In this chapter we are going to look at motion tweens at a more advanced level than what we did in the Essential Training title. We will start off by simply reviewing how motion tweens work. If you are following along you can open up Review_Motion_Tween.fla from the Chapter 01 folder. You can also just create a movie clip on the Stage. You can create a motion tween using a symbol by right-clicking or Ctrl-clicking the frame where the symbol is in the Timeline. So I am going to right-click in the animation layer, I am going to choose Create Motion Tween, and by the way you may have noticed Create Classic Tween as an option here.
Classic tweens represent the older versions of motion tweens, so that the motion tween of Flash CS3 and previous versions of Flash are now called classic tweens. So they are still there in case you ever want to use them. Notice that Flash automatically extends the Timeline for one second of animation. So I now have 18 frames. So now if I want to animate properties, I can go to frame one and adjust any properties I want to animate. So let's say I am going to make the monster move from where it is now, down to the bottom of the Stage. So I am going to go to the frame one and then I am going to push Down on my keyboard and then I am going to push Up on my keyboard.

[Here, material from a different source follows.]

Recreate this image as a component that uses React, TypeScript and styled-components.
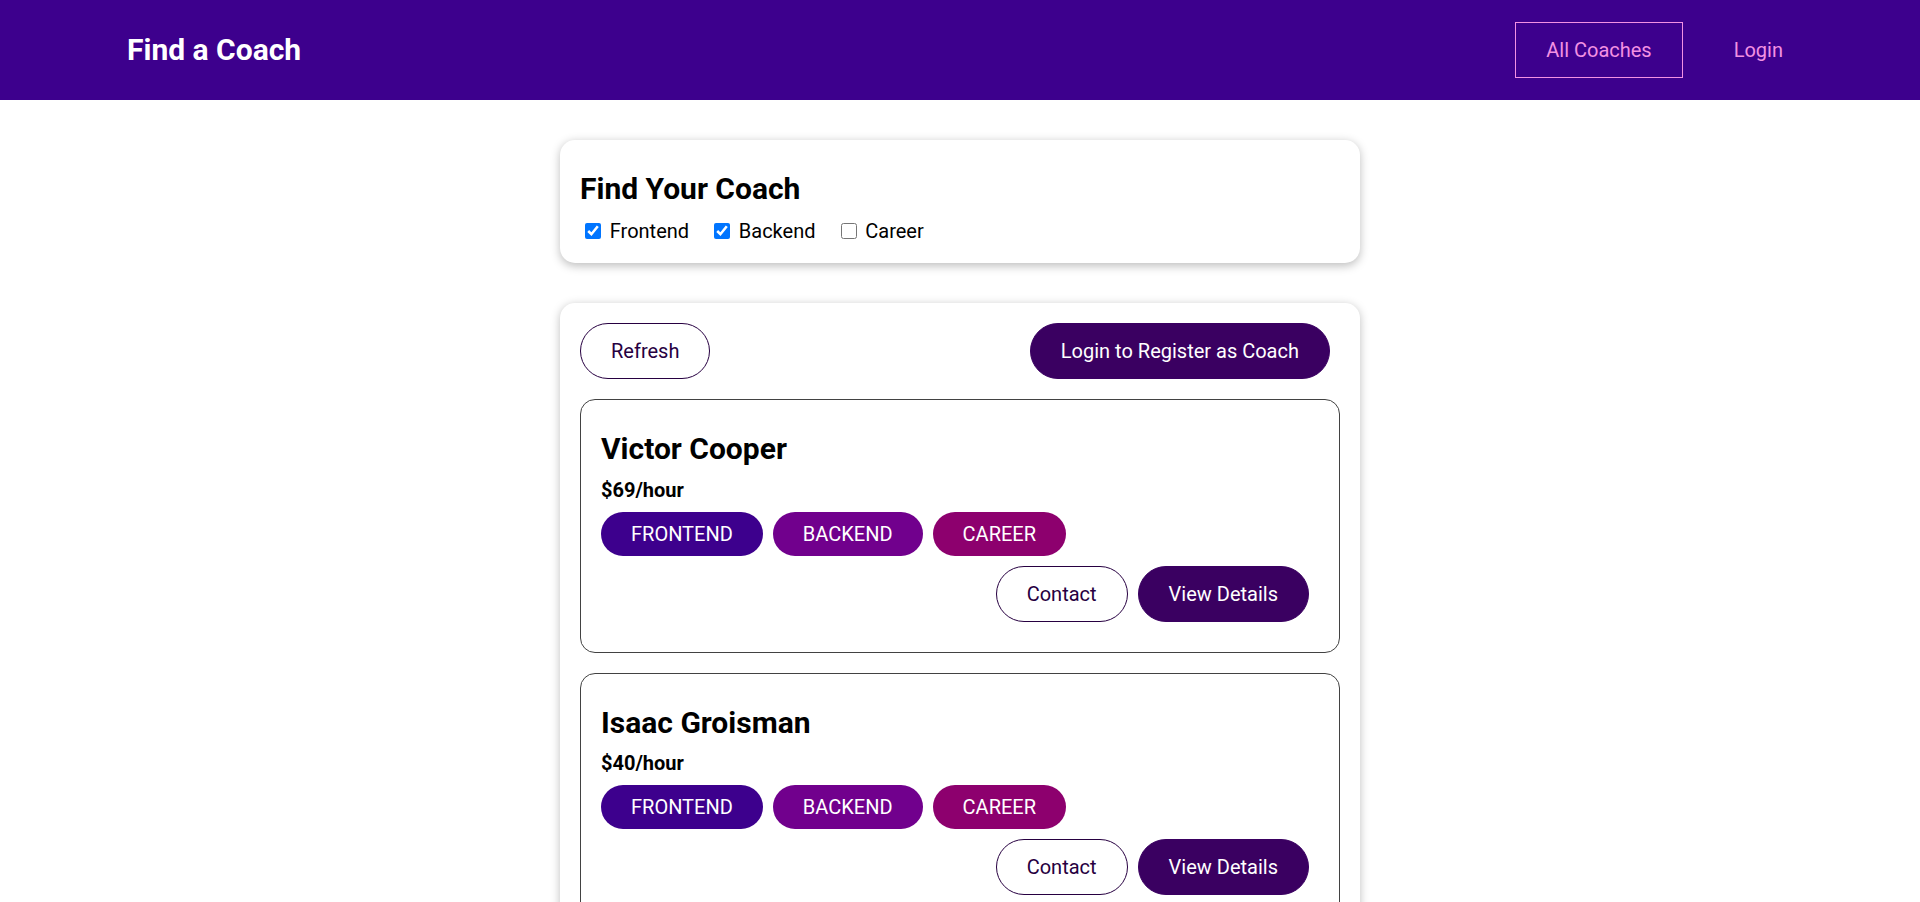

So what that did is it moved the monster down one pixel and back up one pixel which doesn't really do anything visually but what it does is by adjusting the property on a particular frame in a motion tween we are telling Flash to memorize that property value. So by adjusting the Y position of the monster we had the Flash memorize that position and make what's called a Property Keyframe. So remember a keyframe is a place where you tell Flash exactly how you want something to look in a particular frame and now what I will do is I will scroll to the last frame and then I will move the monster straight down by holding Shift on my keyboard and using the Down arrow. The reason why I am using my keyboard instead of clicking and dragging is so I don't accidentally move the monster a little bit to the right or to the left; if I go to the playhead we can preview the animation.
So Flash has created a motion tween and then if you look at the purple line that I have here, Flash created a motion path. Remember that if you click and drag that line or you move around anchor points in it, the Flash will modify the motion path. I am going to undo the change that I just made by pressing Command+Z on the Mac or Ctrl+Z on the PC. So there is a symbol motion tween. So what I have to do to create a motion tween is right-click or Ctrl-click where your symbol is that you want to animate and then choose Create Motion Tween. From there all you need to do is modify the properties that you want to animate at the beginning and ending frames of your animation.